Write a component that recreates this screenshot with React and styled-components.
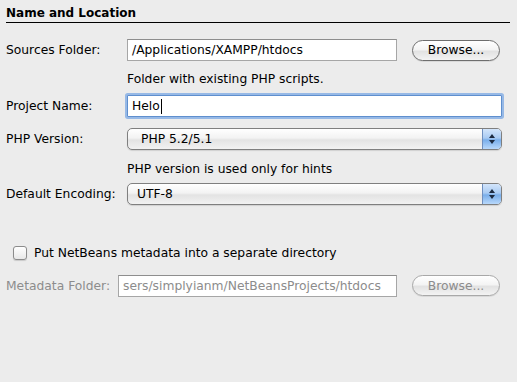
import React from 'react';
import styled, { createGlobalStyle } from 'styled-components';

const GlobalStyle = createGlobalStyle`
    html, body {
        margin: 0;
        padding: 0;
        background: #ececec;
    }
    body {
        font-family: "DejaVu Sans", "Liberation Sans", sans-serif;
        font-size: 12.3px;
        color: #000;
    }
`;

const Panel = styled.div`
    width: 517px;
    height: 382px;
    box-sizing: border-box;
    padding: 5px 6px 0 6px;
    background: #ececec;
`;

const SectionTitle = styled.div`
    font-weight: bold;
    font-size: 12px;
    line-height: 16px;
    padding-bottom: 1px;
    border-bottom: 1px solid #000;
    margin-right: 1px;
`;

const Row = styled.div`
    display: flex;
    align-items: center;
    height: ${p => p.h || 22}px;
    margin-top: ${p => p.top || 0}px;
`;

const Label = styled.span`
    width: ${p => p.w || 121}px;
    flex: none;
    color: ${p => (p.disabled ? '#8c8c8c' : '#000')};
    white-space: nowrap;
`;

const TextField = styled.div`
    box-sizing: border-box;
    width: ${p => p.w}px;
    height: 22px;
    background: #fff;
    border: 1px solid ${p => (p.focused ? '#5f8fce' : '#a6a6a6')};
    border-top-color: ${p => (p.focused ? '#5f8fce' : '#8e8e8e')};
    box-shadow: ${p => (p.focused ? '0 0 0 2px #97b9e6' : 'none')};
    padding: 0 4px;
    display: flex;
    align-items: center;
    color: ${p => (p.disabled ? '#8c8c8c' : '#000')};
    overflow: hidden;
    white-space: nowrap;
    border-radius: ${p => (p.focused ? '1px' : '0')};
`;

const Caret = styled.span`
    display: inline-block;
    width: 1px;
    height: 15px;
    background: #000;
    margin-left: 1px;
`;

const Button = styled.div`
    box-sizing: border-box;
    width: 88px;
    height: 21px;
    margin-left: ${p => p.gap || 15}px;
    border: 1px solid ${p => (p.disabled ? '#a8a8a8' : '#6e6e6e')};
    border-radius: 11px;
    background: linear-gradient(#ffffff 0%, #f4f4f4 45%, #e2e2e2 55%, #f3f3f3 100%);
    display: flex;
    align-items: center;
    justify-content: center;
    color: ${p => (p.disabled ? '#8c8c8c' : '#000')};
    box-shadow: 0 1px 0 rgba(0, 0, 0, 0.08);
`;

const Select = styled.div`
    box-sizing: border-box;
    width: 375px;
    height: 22px;
    border: 1px solid #7f7f7f;
    border-radius: 5px;
    background: linear-gradient(#ffffff 0%, #f3f3f3 45%, #e3e3e3 55%, #f2f2f2 100%);
    display: flex;
    align-items: center;
    overflow: hidden;
    box-shadow: 0 1px 1px rgba(0, 0, 0, 0.12);
`;

const SelectValue = styled.span`
    flex: 1;
    padding-left: ${p => p.pad || 13}px;
`;

const Stepper = styled.div`
    width: 18px;
    height: 100%;
    border-left: 1px solid #6f8fbf;
    background: linear-gradient(#d3e5fb 0%, #a9cbf3 45%, #79aeea 55%, #b8d8fb 100%);
    display: flex;
    align-items: center;
    justify-content: center;
`;

const Hint = styled.div`
    padding-left: 121px;
    margin-top: ${p => p.top || 0}px;
    line-height: 16px;
`;

const CheckRow = styled.label`
    display: flex;
    align-items: center;
    margin-top: ${p => p.top || 0}px;
    padding-left: 7px;
    height: 16px;
`;

const CheckBox = styled.span`
    box-sizing: border-box;
    width: 14px;
    height: 14px;
    border: 1px solid #8c8c8c;
    border-radius: 3px;
    background: linear-gradient(#ffffff, #e8e8e8);
    box-shadow: 0 1px 1px rgba(0, 0, 0, 0.15);
    margin-right: 7px;
`;

function Arrows() {
    return (
        <svg width="8" height="12" viewBox="0 0 8 12">
            <path d="M4 1 L7 5 L1 5 Z" fill="#1c2a40" />
            <path d="M4 11 L7 7 L1 7 Z" fill="#1c2a40" />
        </svg>
    );
}

function App() {
    return (
        <Panel>
            <GlobalStyle />
            <SectionTitle>Name and Location</SectionTitle>

            <Row top={16}>
                <Label>Sources Folder:</Label>
                <TextField w={270}>/Applications/XAMPP/htdocs</TextField>
                <Button>Browse...</Button>
            </Row>
            <Hint top={10}>Folder with existing PHP scripts.</Hint>

            <Row top={8} h={22}>
                <Label>Project Name:</Label>
                <TextField w={375} focused>Helo<Caret /></TextField>
            </Row>

            <Row top={11}>
                <Label>PHP Version:</Label>
                <Select>
                    <SelectValue>PHP 5.2/5.1</SelectValue>
                    <Stepper><Arrows /></Stepper>
                </Select>
            </Row>
            <Hint top={11}>PHP version is used only for hints</Hint>

            <Row top={6}>
                <Label>Default Encoding:</Label>
                <Select>
                    <SelectValue pad={9}>UTF-8</SelectValue>
                    <Stepper><Arrows /></Stepper>
                </Select>
            </Row>

            <CheckRow top={40}>
                <CheckBox />
                Put NetBeans metadata into a separate directory
            </CheckRow>

            <Row top={13} h={23}>
                <Label w={112} disabled>Metadata Folder:</Label>
                <TextField w={279} disabled>sers/simplyianm/NetBeansProjects/htdocs</TextField>
                <Button disabled>Browse...</Button>
            </Row>
        </Panel>
    );
}

export default App;
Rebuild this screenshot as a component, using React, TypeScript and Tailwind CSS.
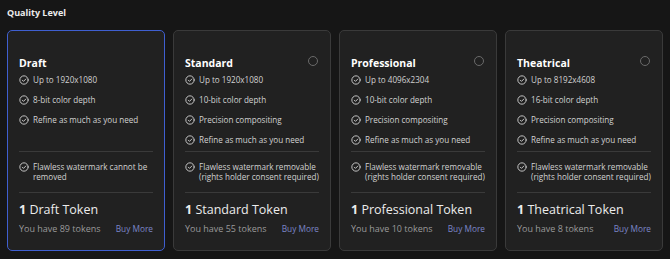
import React from "react";

type Tier = {
  name: string;
  features: string[];
  watermark: string[];
  tokens: number;
  selected?: boolean;
};

const tiers: Tier[] = [
  {
    name: "Draft",
    features: ["Up to 1920x1080", "8-bit color depth", "Refine as much as you need"],
    watermark: ["Flawless watermark cannot be", "removed"],
    tokens: 89,
    selected: true,
  },
  {
    name: "Standard",
    features: [
      "Up to 1920x1080",
      "10-bit color depth",
      "Precision compositing",
      "Refine as much as you need",
    ],
    watermark: ["Flawless watermark removable", "(rights holder consent required)"],
    tokens: 55,
  },
  {
    name: "Professional",
    features: [
      "Up to 4096x2304",
      "10-bit color depth",
      "Precision compositing",
      "Refine as much as you need",
    ],
    watermark: ["Flawless watermark removable", "(rights holder consent required)"],
    tokens: 10,
  },
  {
    name: "Theatrical",
    features: [
      "Up to 8192x4608",
      "16-bit color depth",
      "Precision compositing",
      "Refine as much as you need",
    ],
    watermark: ["Flawless watermark removable", "(rights holder consent required)"],
    tokens: 8,
  },
];

const CheckCircle = () => (
  <svg
    width="10"
    height="10"
    viewBox="0 0 24 24"
    fill="none"
    stroke="currentColor"
    strokeWidth="2.2"
    strokeLinecap="round"
    strokeLinejoin="round"
    className="shrink-0"
  >
    <circle cx="12" cy="12" r="10" />
    <path d="m8 12.5 2.8 2.8L16.5 9.5" />
  </svg>
);

const Feature = ({ lines }: { lines: string[] }) => (
  <div className="flex items-start gap-[4px]">
    <div className="text-[#d0d0d0]">
      <CheckCircle />
    </div>
    <div className="whitespace-nowrap text-[8.1px] leading-[10px] text-[#d2d2d2]">
      {lines.map((l) => (
        <div key={l}>{l}</div>
      ))}
    </div>
  </div>
);

const TierCard = ({ tier }: { tier: Tier }) => (
  <div
    className={`flex h-[221px] flex-col rounded-[5px] border bg-[#212121] px-[11px] ${
      tier.selected ? "border-[#3f5fd0]" : "border-[#3a3a3a]"
    }`}
  >
    <div className="flex h-[37px] items-end justify-between">
      <span className="text-[10.5px] font-bold leading-none text-white">{tier.name}</span>
      {!tier.selected && (
        <span className="mb-[2px] mr-[1px] size-[10px] rounded-full border border-[#6a6a6a]" />
      )}
    </div>
    <div className="mt-[2px] flex h-[80px] flex-col">
      {tier.features.map((f) => (
        <div key={f} className="flex h-[20px] items-center">
          <Feature lines={[f]} />
        </div>
      ))}
    </div>
    <div className="mt-[1px] border-t border-[#3a3a3a] pt-[10px]">
      <div className="h-[30px]">
        <Feature lines={tier.watermark} />
      </div>
    </div>
    <div className="border-t border-[#3a3a3a] pt-[9px]">
      <div className="text-[12.5px] leading-[16px] text-[#ececec]">
        <span className="font-bold">1</span> {tier.name} Token
      </div>
      <div className="mt-[5px] flex items-baseline justify-between leading-[11px]">
        <span className="text-[9px] text-[#9a9a9a]">You have {tier.tokens} tokens</span>
        <span className="text-[8.3px] text-[#7c86c8]">Buy More</span>
      </div>
    </div>
  </div>
);

export default function App() {
  return (
    <div
      className="h-[259px] w-[670px] bg-[#161616] px-[7px] pt-[7px]"
      style={{ fontFamily: '"Open Sans", "Noto Sans", sans-serif' }}
    >
      <h2 className="text-[9px] font-bold leading-[12px] text-[#ececec]">Quality Level</h2>
      <div className="mt-[11px] grid grid-cols-4 gap-[8px]">
        {tiers.map((t) => (
          <TierCard key={t.name} tier={t} />
        ))}
      </div>
    </div>
  );
}
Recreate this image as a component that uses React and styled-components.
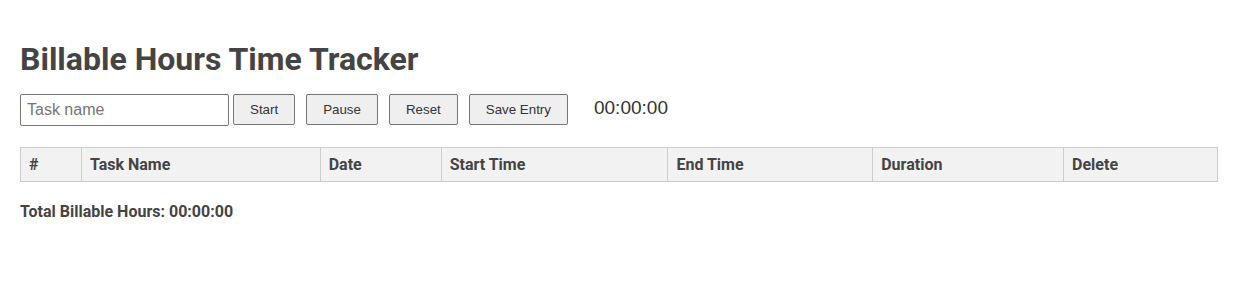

■ ■ ■ ■

WHAT IS REQUIRED:
Identify the lines above with the word "components". Copy them.

SOLUTION TO THIS PROBLEM:
Write a component that recreates this screenshot with React and styled-components.
import styled, { createGlobalStyle } from 'styled-components';
Recreate this image as a component that uses React and styled-components.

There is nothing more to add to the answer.